A Full Cup – November 16 2018

A Full Cup – November 16 2018

I think I’m beginning to learn something about it.
The final words of Pierre-Auguste Renoir,
spoken as he put away his brushes,
having painted all day from his bed
 
There is a story about a university professor who visits a Zen master, ostensibly to learn from him. As the master prepares tea for his guest, the professor talks on and on about Zen. When the tea is ready, the master begins to pour a cup for the professor. He fills the cup and continues to pour, the tea overflowing and spilling out onto the table.
 
The professor says, “Stop, sir! The cup is full!”
 
The master replies, “You are like this cup. How can I teach you when already you are so full?”
 
When we are young we are called upon continually to perform in situations in which we have no experience. By definition, nearly everything we do is new. Never been in fifth grade before. Never sung in the church choir before. Never kissed a boy, a girl. Never ridden a bike, driven a car. Taking the SAT’s, drinking a beer, studying for college finals, applying for a job, getting married. Depending on our personality, our parents and our emotional and mental makeup, we learn our own recipe of asking questions, studying, trusting our instincts and/or faking it–pretending we know things we can’t possibly know and deathly afraid someone will discover our deceit.
 
As we grow, of course, we gain experience.

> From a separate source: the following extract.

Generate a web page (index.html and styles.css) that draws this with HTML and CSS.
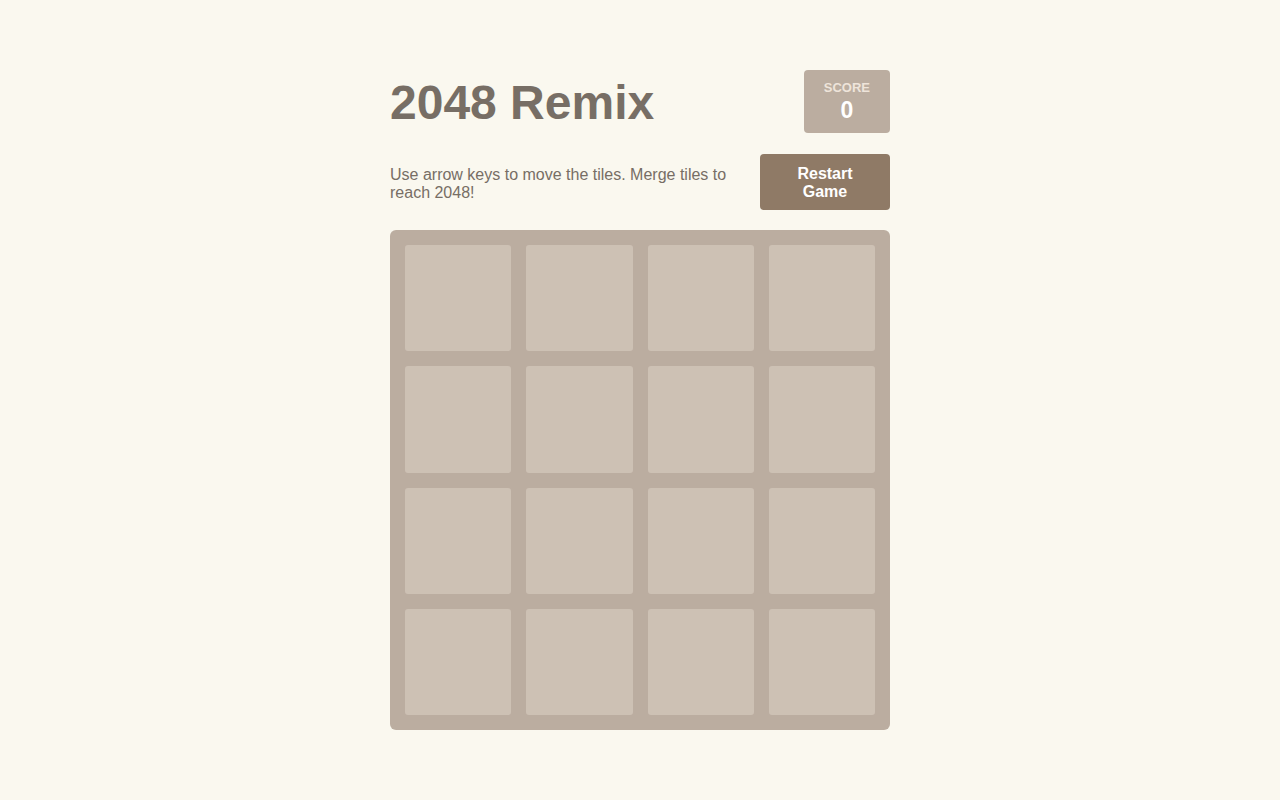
FILE: index.html
```html
<!DOCTYPE html>
<html lang="en">
<head>
<meta charset="utf-8">
<title>2048 Remix</title>
<link rel="stylesheet" href="styles.css">
</head>
<body>
<div class="container">
  <div class="header">
    <h1 class="title">2048 Remix</h1>
    <div class="score-box">
      <div class="score-label">SCORE</div>
      <div class="score-value">0</div>
    </div>
  </div>
  <div class="intro">
    <p class="desc">Use arrow keys to move the tiles. Merge tiles to reach 2048!</p>
    <button class="restart">Restart Game</button>
  </div>
  <div class="grid">
    <div class="cell"></div><div class="cell"></div><div class="cell"></div><div class="cell"></div>
    <div class="cell"></div><div class="cell"></div><div class="cell"></div><div class="cell"></div>
    <div class="cell"></div><div class="cell"></div><div class="cell"></div><div class="cell"></div>
    <div class="cell"></div><div class="cell"></div><div class="cell"></div><div class="cell"></div>
  </div>
</div>
</body>
</html>
```

FILE: styles.css
```css
html, body {
  margin: 0;
  padding: 0;
  background: #faf8ef;
  font-family: "Liberation Sans", Arial, sans-serif;
  color: #776e65;
}
.container {
  width: 500px;
  margin: 0 auto;
  padding-top: 70px;
}
.header {
  display: flex;
  justify-content: space-between;
  align-items: flex-start;
  height: 63px;
}
.title {
  margin: 0;
  padding-top: 5px;
  font-size: 48px;
  font-weight: bold;
  line-height: 56px;
  color: #776e65;
}
.score-box {
  background: #bbada0;
  border-radius: 4px;
  padding: 10px 20px 9px;
  height: 44px;
  text-align: center;
  color: #fff;
}
.score-label {
  font-size: 13px;
  line-height: 16px;
  font-weight: bold;
  color: #eee4da;
}
.score-value {
  font-size: 23px;
  line-height: 28px;
  font-weight: bold;
}
.intro {
  display: flex;
  justify-content: space-between;
  align-items: center;
  gap: 20px;
  margin-top: 21px;
}
.desc {
  margin: 0;
  padding-top: 3px;
  font-size: 16px;
  line-height: 18px;
  flex: 1;
}
.restart {
  width: 130px;
  height: 56px;
  padding: 11px 20px 9px;
  border: none;
  border-radius: 4px;
  background: #8f7a66;
  color: #fff;
  font-family: "Liberation Sans", Arial, sans-serif;
  font-size: 16px;
  line-height: 18px;
  font-weight: bold;
  flex: none;
}
.grid {
  margin-top: 20px;
  background: #bbada0;
  border-radius: 6px;
  padding: 15px;
  display: grid;
  grid-template-columns: repeat(4, 1fr);
  grid-auto-rows: 106.25px;
  gap: 15px;
}
.cell {
  background: #cdc1b4;
  border-radius: 3px;
}
```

We survive these things, regardless of what combination of tools we may use. And we learn legitimate tools. Each of us has our strengths, and ideally we find the way to put these strengths to work for us. But there are those pockets of life where we may still be pretending we know what we’re doing. We’ve pretended something forever, so never have allowed ourselves to learn. Sometimes we’ve faked something so well that we no longer even know that we faked it. It’s gone underground and we just continue to behave as if we know what we’re doing. We notice these place in ourselves when we find ourselves becoming defensive at the least provocation, defending our right to behave in a certain way and blaming our behavior on someone else.
 
How can we let go of these places of defensiveness? How can we empty our cup and become teachable again?
 
We embrace the idea of humility. We let go of thinking we know what we’re doing or acting like we know what we’re doing. We let go of the idea we’ve done this before; for truly, every day is new, every moment unique, every breath like a snowflake.
 
This is always the case. But sometimes we forget. We go on automatic. We check out and fall into speculation. Thinking, instead of being. We leave the world behind and tell ourselves we are waiting for something interesting to happen, and when it does, we’ll come back out to play. This is the arrogance of the full cup.
 
When I can walk into a situation fresh, alive, fully present to the moment, I make myself available to be led by nature, rather than by my thinking. I am assuming that there is an ideal way through that I do not yet know, and that the more present I am, the more easily I will be able to discern this ideal. By being present, I am insisting on guidance, and the universe will provide it for me. Always. And inevitably I will learn something.
 
Today I will insist on being humble. I will insist on being teachable. I will insist on being present. I will insist on seeking the new in each moment.